Any idea why the tf.summary_writer is not writing until after training is completed? Could it be due to the lack of CPU access?

Thanks, Andrej

bileschi commented 1 year ago

Hi @andrejfd , Sorry you are having an issue. Can you clarify how you know that the file isn't being written until training terminates? Cloud filesystems can be tricky and often use layers of caching, so while the program thinks it's writing, the reader doesn't see the complete file until the file handle is closed.

andrejfd commented 1 year ago

Hi @bileschi . Yes I run ls in my log directory in a web terminal and don't see anything there. However the directories train and test are created, but within them there is no tf.summary file until the job (training) is complete.

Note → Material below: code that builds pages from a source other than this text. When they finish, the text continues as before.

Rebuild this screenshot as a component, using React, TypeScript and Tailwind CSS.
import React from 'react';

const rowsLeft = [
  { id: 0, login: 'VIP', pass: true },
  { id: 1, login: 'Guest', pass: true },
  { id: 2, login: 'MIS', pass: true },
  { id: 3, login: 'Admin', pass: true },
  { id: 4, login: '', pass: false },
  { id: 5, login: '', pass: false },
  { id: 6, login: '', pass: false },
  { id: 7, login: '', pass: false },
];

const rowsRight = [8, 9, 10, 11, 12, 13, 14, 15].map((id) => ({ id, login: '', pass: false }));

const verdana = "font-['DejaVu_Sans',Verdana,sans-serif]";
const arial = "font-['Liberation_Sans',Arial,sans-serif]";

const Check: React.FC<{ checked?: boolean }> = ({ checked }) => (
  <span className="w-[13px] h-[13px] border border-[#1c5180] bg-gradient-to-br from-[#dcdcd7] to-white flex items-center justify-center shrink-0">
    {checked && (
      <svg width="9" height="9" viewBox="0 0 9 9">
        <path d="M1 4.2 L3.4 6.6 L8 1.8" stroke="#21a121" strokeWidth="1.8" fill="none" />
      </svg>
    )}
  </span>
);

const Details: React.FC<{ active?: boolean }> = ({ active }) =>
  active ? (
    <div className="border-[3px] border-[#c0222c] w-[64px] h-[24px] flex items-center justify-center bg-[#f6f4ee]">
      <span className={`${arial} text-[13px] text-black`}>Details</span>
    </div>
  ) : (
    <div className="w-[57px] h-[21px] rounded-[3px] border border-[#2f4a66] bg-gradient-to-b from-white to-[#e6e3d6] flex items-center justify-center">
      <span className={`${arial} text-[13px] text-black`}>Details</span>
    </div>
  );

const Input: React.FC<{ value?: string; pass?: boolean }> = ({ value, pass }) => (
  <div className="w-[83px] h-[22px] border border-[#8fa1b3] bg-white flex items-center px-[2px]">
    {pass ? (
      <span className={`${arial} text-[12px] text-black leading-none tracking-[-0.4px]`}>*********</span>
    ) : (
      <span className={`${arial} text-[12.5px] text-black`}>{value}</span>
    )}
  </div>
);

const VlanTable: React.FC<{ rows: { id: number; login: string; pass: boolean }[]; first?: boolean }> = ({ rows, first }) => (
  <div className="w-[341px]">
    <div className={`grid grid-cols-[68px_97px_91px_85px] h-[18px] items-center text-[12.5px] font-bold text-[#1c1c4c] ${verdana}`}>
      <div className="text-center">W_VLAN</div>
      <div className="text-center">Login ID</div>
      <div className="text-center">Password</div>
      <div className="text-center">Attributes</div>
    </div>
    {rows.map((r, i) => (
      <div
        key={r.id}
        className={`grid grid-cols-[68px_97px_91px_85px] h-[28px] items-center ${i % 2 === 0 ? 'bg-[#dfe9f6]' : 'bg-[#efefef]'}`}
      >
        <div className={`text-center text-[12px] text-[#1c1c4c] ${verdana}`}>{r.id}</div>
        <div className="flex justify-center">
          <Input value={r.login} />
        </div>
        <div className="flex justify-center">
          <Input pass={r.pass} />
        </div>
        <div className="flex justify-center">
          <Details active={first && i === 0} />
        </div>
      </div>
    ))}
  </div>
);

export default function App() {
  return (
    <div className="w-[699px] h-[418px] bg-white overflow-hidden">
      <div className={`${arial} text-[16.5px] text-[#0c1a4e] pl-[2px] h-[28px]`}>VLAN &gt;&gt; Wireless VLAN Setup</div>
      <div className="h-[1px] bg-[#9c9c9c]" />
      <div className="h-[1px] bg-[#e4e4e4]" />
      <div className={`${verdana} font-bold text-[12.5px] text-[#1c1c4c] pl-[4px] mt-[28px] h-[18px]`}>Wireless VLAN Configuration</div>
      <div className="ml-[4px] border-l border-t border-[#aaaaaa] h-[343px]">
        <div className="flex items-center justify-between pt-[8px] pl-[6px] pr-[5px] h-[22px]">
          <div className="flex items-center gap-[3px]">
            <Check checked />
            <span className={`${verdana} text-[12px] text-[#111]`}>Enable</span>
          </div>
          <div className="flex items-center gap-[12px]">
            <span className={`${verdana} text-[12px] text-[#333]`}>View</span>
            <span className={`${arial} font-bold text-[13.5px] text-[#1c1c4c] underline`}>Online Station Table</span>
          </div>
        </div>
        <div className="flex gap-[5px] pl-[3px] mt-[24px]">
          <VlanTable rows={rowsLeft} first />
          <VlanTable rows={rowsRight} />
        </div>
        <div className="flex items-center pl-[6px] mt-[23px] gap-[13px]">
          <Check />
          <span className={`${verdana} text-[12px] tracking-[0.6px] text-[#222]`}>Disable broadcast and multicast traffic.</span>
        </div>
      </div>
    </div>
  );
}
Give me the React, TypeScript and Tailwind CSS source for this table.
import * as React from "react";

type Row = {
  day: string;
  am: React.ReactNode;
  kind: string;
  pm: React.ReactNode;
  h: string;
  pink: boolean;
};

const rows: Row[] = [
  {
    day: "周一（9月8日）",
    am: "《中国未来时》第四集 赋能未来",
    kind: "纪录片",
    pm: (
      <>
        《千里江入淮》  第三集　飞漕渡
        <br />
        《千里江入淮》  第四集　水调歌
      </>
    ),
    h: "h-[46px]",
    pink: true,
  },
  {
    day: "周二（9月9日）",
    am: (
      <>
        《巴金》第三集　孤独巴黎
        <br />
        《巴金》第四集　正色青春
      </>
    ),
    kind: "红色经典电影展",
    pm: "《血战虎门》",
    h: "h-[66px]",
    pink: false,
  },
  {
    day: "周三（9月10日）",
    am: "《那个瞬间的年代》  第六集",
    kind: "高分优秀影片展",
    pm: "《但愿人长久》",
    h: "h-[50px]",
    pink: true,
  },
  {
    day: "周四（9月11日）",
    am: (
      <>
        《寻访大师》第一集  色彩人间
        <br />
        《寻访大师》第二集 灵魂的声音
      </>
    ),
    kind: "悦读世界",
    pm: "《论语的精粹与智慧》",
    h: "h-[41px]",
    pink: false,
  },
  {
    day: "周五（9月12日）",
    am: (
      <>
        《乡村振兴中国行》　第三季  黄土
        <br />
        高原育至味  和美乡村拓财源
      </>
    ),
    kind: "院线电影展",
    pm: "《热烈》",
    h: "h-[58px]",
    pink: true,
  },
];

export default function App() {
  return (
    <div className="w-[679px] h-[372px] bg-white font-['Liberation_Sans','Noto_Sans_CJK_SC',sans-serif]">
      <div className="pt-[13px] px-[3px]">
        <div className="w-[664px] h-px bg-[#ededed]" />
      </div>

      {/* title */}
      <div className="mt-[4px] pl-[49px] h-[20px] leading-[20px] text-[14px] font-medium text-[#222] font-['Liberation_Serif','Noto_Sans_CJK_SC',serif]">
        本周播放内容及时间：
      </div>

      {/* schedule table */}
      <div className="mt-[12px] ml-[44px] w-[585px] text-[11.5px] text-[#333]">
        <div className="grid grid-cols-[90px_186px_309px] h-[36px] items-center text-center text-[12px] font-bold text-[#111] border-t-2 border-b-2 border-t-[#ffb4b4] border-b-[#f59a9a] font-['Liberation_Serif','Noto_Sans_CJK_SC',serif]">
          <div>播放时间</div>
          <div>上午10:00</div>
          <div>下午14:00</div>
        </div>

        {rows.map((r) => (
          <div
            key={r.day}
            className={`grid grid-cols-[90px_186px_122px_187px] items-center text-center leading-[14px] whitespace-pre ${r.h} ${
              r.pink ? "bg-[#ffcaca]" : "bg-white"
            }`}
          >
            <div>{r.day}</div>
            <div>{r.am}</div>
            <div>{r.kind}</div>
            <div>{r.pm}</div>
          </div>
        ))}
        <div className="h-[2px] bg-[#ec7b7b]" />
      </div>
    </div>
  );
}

I have seen that running self.train_writer.close() immediately populates the file into the directory, but then I obviously can't write to it anymore.

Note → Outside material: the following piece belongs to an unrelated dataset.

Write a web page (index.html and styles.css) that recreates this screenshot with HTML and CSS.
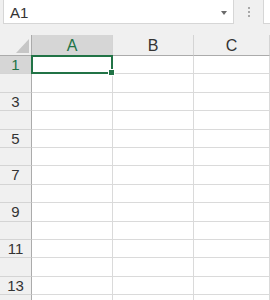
FILE: index.html
```html
<!DOCTYPE html>
<html lang="en">
<head>
    <meta charset="UTF-8">
    <title>Sheet</title>
    <link rel="stylesheet" href="styles.css">
</head>
<body>
    <div class="formula-bar">
        <div class="name-box">
            <span class="name-text">A1</span>
            <span class="caret"></span>
        </div>
        <div class="grip"><i></i><i></i><i></i></div>
        <div class="fx-box"></div>
    </div>

    <div class="sheet">
        <div class="corner"></div>
        <div class="col-head selected">A</div>
        <div class="col-head">B</div>
        <div class="col-head">C</div>

        <div class="row-head selected">1</div>
        <div class="cell active"></div><div class="cell"></div><div class="cell"></div>
        <div class="row-head"></div>
        <div class="cell"></div><div class="cell"></div><div class="cell"></div>
        <div class="row-head">3</div>
        <div class="cell"></div><div class="cell"></div><div class="cell"></div>
        <div class="row-head"></div>
        <div class="cell"></div><div class="cell"></div><div class="cell"></div>
        <div class="row-head">5</div>
        <div class="cell"></div><div class="cell"></div><div class="cell"></div>
        <div class="row-head"></div>
        <div class="cell"></div><div class="cell"></div><div class="cell"></div>
        <div class="row-head">7</div>
        <div class="cell"></div><div class="cell"></div><div class="cell"></div>
        <div class="row-head"></div>
        <div class="cell"></div><div class="cell"></div><div class="cell"></div>
        <div class="row-head">9</div>
        <div class="cell"></div><div class="cell"></div><div class="cell"></div>
        <div class="row-head"></div>
        <div class="cell"></div><div class="cell"></div><div class="cell"></div>
        <div class="row-head">11</div>
        <div class="cell"></div><div class="cell"></div><div class="cell"></div>
        <div class="row-head"></div>
        <div class="cell"></div><div class="cell"></div><div class="cell"></div>
        <div class="row-head">13</div>
        <div class="cell"></div><div class="cell"></div><div class="cell"></div>
        <div class="row-head"></div>
        <div class="cell"></div><div class="cell"></div><div class="cell"></div>
    </div>
</body>
</html>
```

FILE: styles.css
```css
* {
    margin: 0;
    padding: 0;
    box-sizing: border-box;
}

body {
    width: 270px;
    height: 300px;
    overflow: hidden;
    background-color: #f0f0f0;
    font-family: "Liberation Sans", Arial, sans-serif;
    color: #333333;
}

/* Name box row */
.formula-bar {
    display: flex;
    align-items: flex-start;
    height: 35px;
    padding-left: 3px;
}

.name-box {
    width: 231px;
    height: 24px;
    background-color: #ffffff;
    border: 1px solid #d6d6d6;
    border-top: none;
    display: flex;
    align-items: center;
    justify-content: space-between;
    padding: 0 6px 0 6px;
}

.name-text {
    font-size: 15px;
    color: #333333;
    padding-top: 1px;
}

.caret {
    width: 0;
    height: 0;
    border-left: 3.5px solid transparent;
    border-right: 3.5px solid transparent;
    border-top: 4px solid #6a6a6a;
    margin-top: 2px;
}

.grip {
    width: 29px;
    height: 24px;
    display: flex;
    flex-direction: column;
    align-items: center;
    justify-content: center;
    gap: 2px;
}

.grip i {
    width: 2px;
    height: 2px;
    background-color: #a8a8a8;
}

.fx-box {
    flex: 1;
    height: 24px;
    background-color: #ffffff;
    border: 1px solid #d6d6d6;
    border-top: none;
    border-right: none;
}

/* Grid */
.sheet {
    display: grid;
    grid-template-columns: 32px 81px 81px 1fr;
    grid-template-rows: 21px repeat(14, 18.4px);
    background-color: #ffffff;
}

.corner {
    position: relative;
    background-color: #f0f0f0;
    border-right: 1px solid #ababab;
    border-bottom: 1px solid #ababab;
}

.corner::after {
    content: "";
    position: absolute;
    right: 2px;
    bottom: 2px;
    width: 0;
    height: 0;
    border-left: 13px solid transparent;
    border-bottom: 14px solid #c6c6c6;
}

.col-head {
    background-color: #f0f0f0;
    border-right: 1px solid #d4d4d4;
    border-bottom: 1px solid #ababab;
    text-align: center;
    font-size: 16px;
    line-height: 20px;
    padding-top: 1px;
}

.col-head.selected {
    background-color: #d6d6d6;
    color: #217346;
}

.row-head {
    background-color: #f0f0f0;
    border-right: 1px solid #ababab;
    border-bottom: 1px solid #d4d4d4;
    text-align: center;
    font-size: 15px;
    line-height: 18px;
}

.row-head.selected {
    background-color: #d6d6d6;
    color: #217346;
}

.cell {
    border-right: 1px solid #dadada;
    border-bottom: 1px solid #dadada;
}

.cell.active {
    position: relative;
}

.cell.active::before {
    content: "";
    position: absolute;
    left: -1px;
    top: -1px;
    right: -1px;
    bottom: -1px;
    border: 2px solid #217346;
}

.cell.active::after {
    content: "";
    position: absolute;
    right: -3px;
    bottom: -3px;
    width: 5px;
    height: 5px;
    background-color: #217346;
    border: 1px solid #ffffff;
}
```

Is there a way to reopen the file and resume writing on the following epoch?

bileschi commented 1 year ago

I suspect what's going on is that the system is not making the file available until it's done writing them. To test this suspicion can you try the following? Can you create self.train_writer and self.test_writer in the for loop over epochs, and then hand them to the log_summary method? This should result in separate runs per epoch, but would at least test the suspicion that it is the file close operation which is triggering the availability, and not the end of the process creating the files.

andrejfd commented 1 year ago

You are correct. Here is the directory after 2 epochs. @bileschi

Screen Shot 2023-01-11 at 2 16 09 PM

bileschi commented 1 year ago

Ok. So then this is not an issue with TensorBoard so much as an issue with the file system. Is the workaround sufficient for your use case? If not you should reach out to the experts in Databricks and the Amazon file system. You could also have the system write more often than once per epoch, all the way to the extreme of writing one file per step (though you will get a whole lot of files, which may lead to other sorts of issues if you are creating files faster than one every 30s)

andrejfd commented 1 year ago

Yes this will work for now. Thanks for the quick help.